Nevertheless, Rigg’s departure next month opens up two senior roles which are crucial to the club’s summer transfer market strategy.
The chief executive post has been vacant since Garry Cook resigned last September following an embarrassing email leak, although it has been filled on a temporary basis since then by John MacBeath.
Unless there has been a re-think from City’s Abu Dhabi owners, Soriano and Begiristain would appear to be direct replacements for Cook and Rigg.
Both are well connected, have wide experience of football’s corridors of powers and played central roles in Barcelona’s rise into the most successful and second-highest earning in the world.
It would be regarded as a huge statement by City if Abu Dhabi give the green light to the former Barcelona pair as a leading Premier League club has never before been run by executives with impeccable European credentials.
The review of City’s operations emanates from the club’s powerbrokers and is believed to be independent of the near-collapse of the team’s title bid.
Rigg is one of the five members of the club’s transfer review panel, which is headed by chairman Khaldoon Al Mubarak and also includes manager Mancini, his No.2 David Platt and Brian Marwood, the most senior football administrator at the club.

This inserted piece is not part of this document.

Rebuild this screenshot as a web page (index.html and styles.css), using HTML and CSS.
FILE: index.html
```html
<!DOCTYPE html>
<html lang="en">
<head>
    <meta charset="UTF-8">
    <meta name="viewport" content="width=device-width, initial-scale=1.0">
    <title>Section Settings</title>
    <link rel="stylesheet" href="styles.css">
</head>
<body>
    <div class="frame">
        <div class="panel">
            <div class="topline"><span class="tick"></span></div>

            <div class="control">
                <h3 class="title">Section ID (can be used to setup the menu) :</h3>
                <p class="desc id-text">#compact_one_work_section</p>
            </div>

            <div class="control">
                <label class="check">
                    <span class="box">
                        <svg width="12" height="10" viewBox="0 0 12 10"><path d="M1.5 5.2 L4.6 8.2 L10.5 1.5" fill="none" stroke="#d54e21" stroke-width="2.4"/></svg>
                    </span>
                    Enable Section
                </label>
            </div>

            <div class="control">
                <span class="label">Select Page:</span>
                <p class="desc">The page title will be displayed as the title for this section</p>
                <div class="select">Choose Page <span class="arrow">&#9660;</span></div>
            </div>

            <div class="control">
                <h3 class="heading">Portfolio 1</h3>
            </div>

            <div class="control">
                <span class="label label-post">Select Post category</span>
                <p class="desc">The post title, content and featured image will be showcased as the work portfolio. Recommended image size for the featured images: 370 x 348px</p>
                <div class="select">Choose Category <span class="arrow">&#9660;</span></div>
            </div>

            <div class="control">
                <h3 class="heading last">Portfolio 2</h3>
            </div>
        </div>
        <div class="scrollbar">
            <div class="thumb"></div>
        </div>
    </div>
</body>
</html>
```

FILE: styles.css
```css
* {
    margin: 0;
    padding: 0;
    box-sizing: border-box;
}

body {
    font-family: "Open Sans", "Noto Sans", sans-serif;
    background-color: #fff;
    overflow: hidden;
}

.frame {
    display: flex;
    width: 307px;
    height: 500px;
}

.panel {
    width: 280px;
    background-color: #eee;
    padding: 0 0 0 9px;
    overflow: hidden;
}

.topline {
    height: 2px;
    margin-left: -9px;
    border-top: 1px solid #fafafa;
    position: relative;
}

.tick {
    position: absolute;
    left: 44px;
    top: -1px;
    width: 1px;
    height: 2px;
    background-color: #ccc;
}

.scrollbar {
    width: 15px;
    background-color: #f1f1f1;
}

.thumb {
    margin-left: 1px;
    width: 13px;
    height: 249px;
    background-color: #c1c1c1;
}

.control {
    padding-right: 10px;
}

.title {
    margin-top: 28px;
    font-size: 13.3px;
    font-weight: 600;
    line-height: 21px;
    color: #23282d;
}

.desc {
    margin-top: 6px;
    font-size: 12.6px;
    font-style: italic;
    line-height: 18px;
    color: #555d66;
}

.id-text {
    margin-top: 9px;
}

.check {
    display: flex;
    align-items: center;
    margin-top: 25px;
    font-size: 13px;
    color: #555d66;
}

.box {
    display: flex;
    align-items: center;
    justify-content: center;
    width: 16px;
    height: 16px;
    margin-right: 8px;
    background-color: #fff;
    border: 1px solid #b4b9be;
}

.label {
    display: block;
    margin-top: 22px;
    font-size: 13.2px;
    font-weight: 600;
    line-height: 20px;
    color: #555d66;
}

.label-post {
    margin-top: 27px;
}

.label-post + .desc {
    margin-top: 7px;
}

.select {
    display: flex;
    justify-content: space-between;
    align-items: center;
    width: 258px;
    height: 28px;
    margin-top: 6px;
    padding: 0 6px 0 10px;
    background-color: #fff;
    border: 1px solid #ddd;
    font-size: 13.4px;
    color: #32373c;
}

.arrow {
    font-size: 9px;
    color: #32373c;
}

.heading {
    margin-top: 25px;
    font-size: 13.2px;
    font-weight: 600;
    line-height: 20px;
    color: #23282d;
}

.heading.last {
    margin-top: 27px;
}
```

|"Questions have been asked at the top of the club about City's recruitment strategy and there are whispers in the corridors at the Etihad Stadium that Brian Marwood is now vulnerable"|
Questions have been asked at the top of the club about City’s recruitment strategy. Rigg took credit for lining up Vincent Kompany and Nigel de Jong but he was also heavily involved in hiring Mario Balotelli, Edin Dzeko and Aleksandar Kolarov, who have all enjoyed only modest success.
There are whispers in the corridors of the Etihad Stadium that Marwood, Cook’s close ally from their Nike days and a key figure in one of the most lavish recruitment drives in football history over the last three years, is now vulnerable.

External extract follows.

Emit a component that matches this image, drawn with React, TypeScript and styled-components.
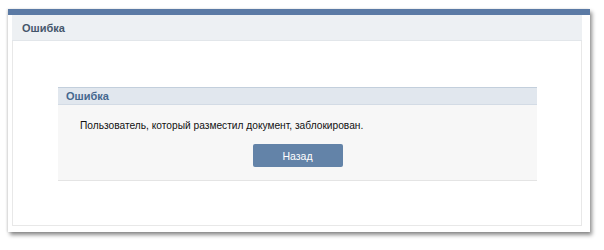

Marwood’s experience of football business was crucial to getting the Abu Dhabi project off the ground at a time when the powerbrokers were on a steep learning curve but his role has been squeezed since Cook’s departure.
He is also believed to have a strained working relationship with Mancini, with the pair frequently at odds over how to refurbish the playing squad while satisfying the requirements of Uefa’s financial fair play regulations.

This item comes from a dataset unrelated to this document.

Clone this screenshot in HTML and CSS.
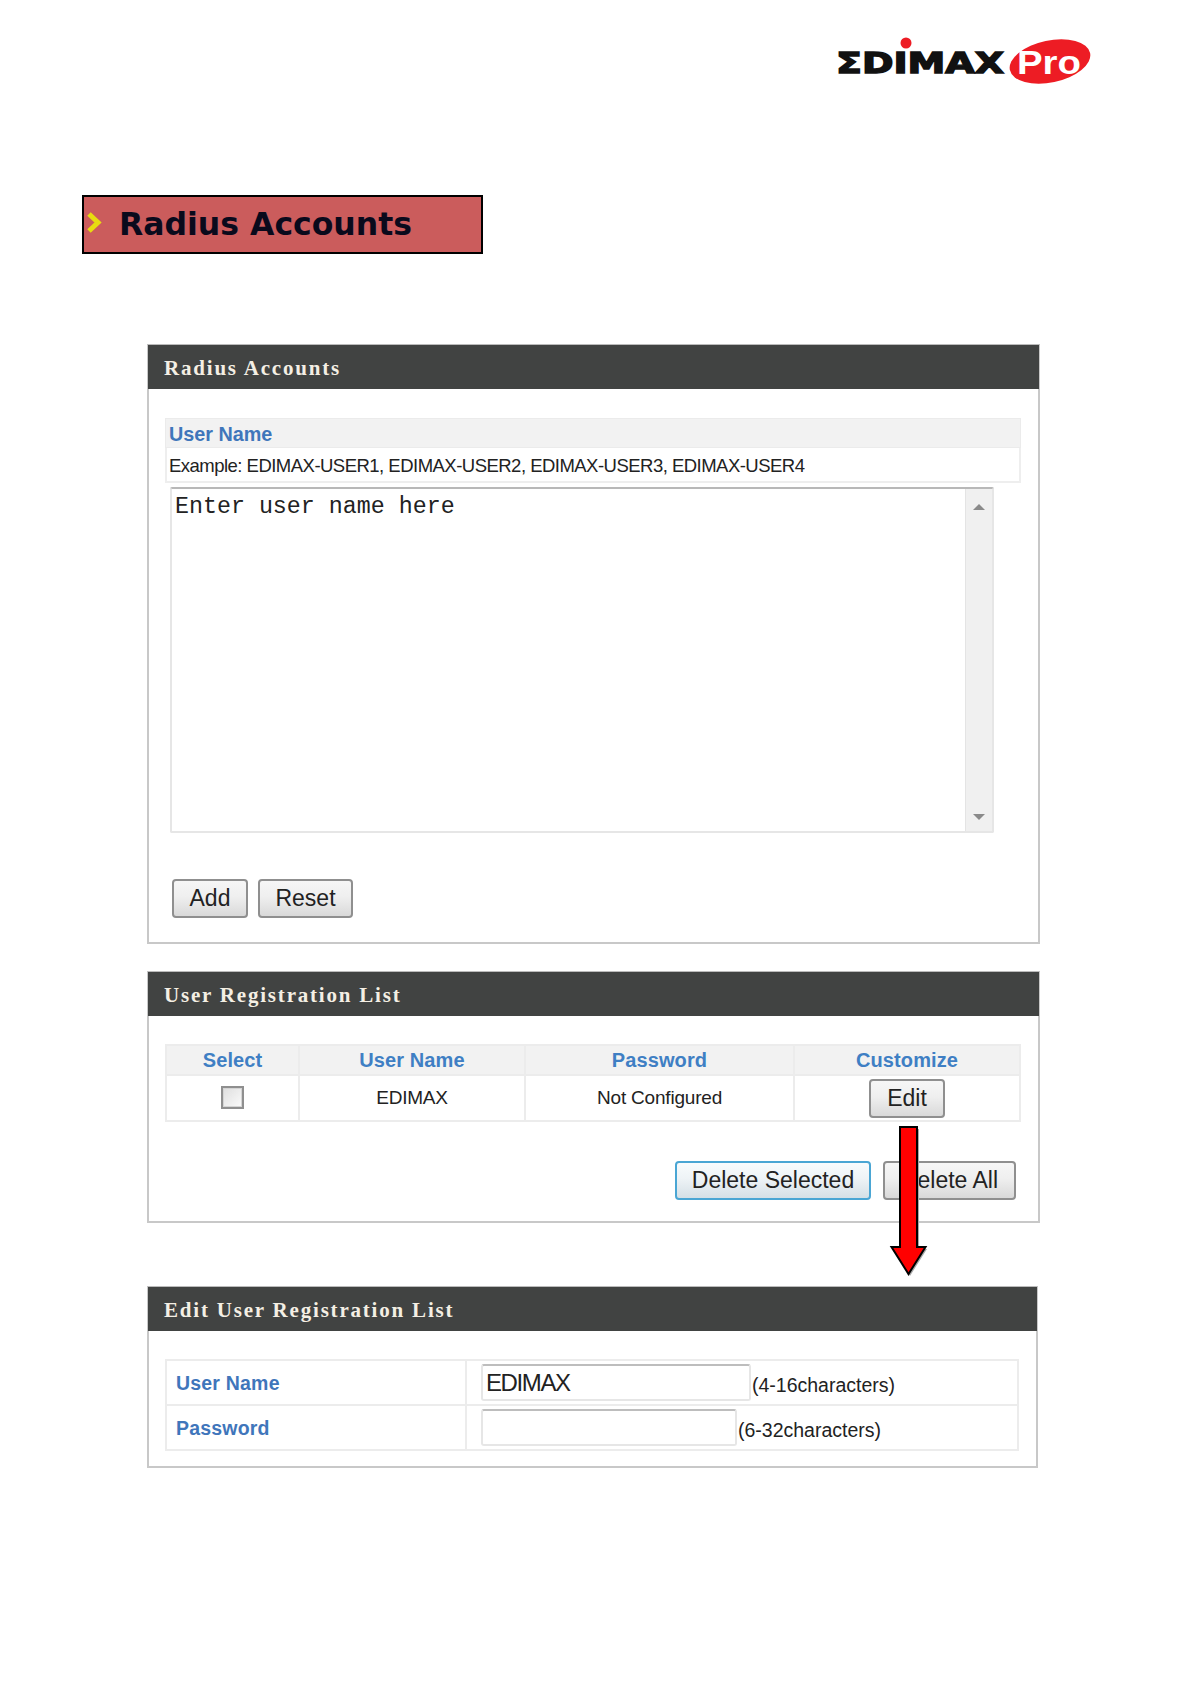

Although Marwood sat alongside Mancini on the recent Eden Hazard scouting mission, his role is mainly restricted to opening dialogue with other clubs over potential targets rather than cherry-picking players or finalising deals. The monies for all the major transfers have to be sanctioned by Al Mubarak.
The commercial and marketing departments could also be restructured as City attempt to generate greater revenues. Whether the management team suffer the same fate remains to be seen.
Mancini’s position will be dictated not only by the final five matches of the season but the availability of Jose Mourinho, who is regarded by the club’s top brass as the stand-out candidate to replace the Italian should he be deemed to have failed. Borussia Dortmund’s Jurgen Klopp has also attracted attention in Abu Dhabi for his achievement in leading the club to the verge of a second consecutive Bundesliga title.
At the moment the signs are that it is business as usual for Mancini and his backroom team. Platt flew out to Portugal earlier this week to scout Benfica duo Javi Garcia and Axel Witsel, while Mancini is in regular contact with the club’s high command about summer incomings and outgoings.
At the end of the two previous seasons, Mancini has flown out to Abu Dhabi to personally brief Sheikh Mansour and Al Mubarak on City’s progress.
If he is not asked to do the same next month, the likelihood is that another senior role will become vacant.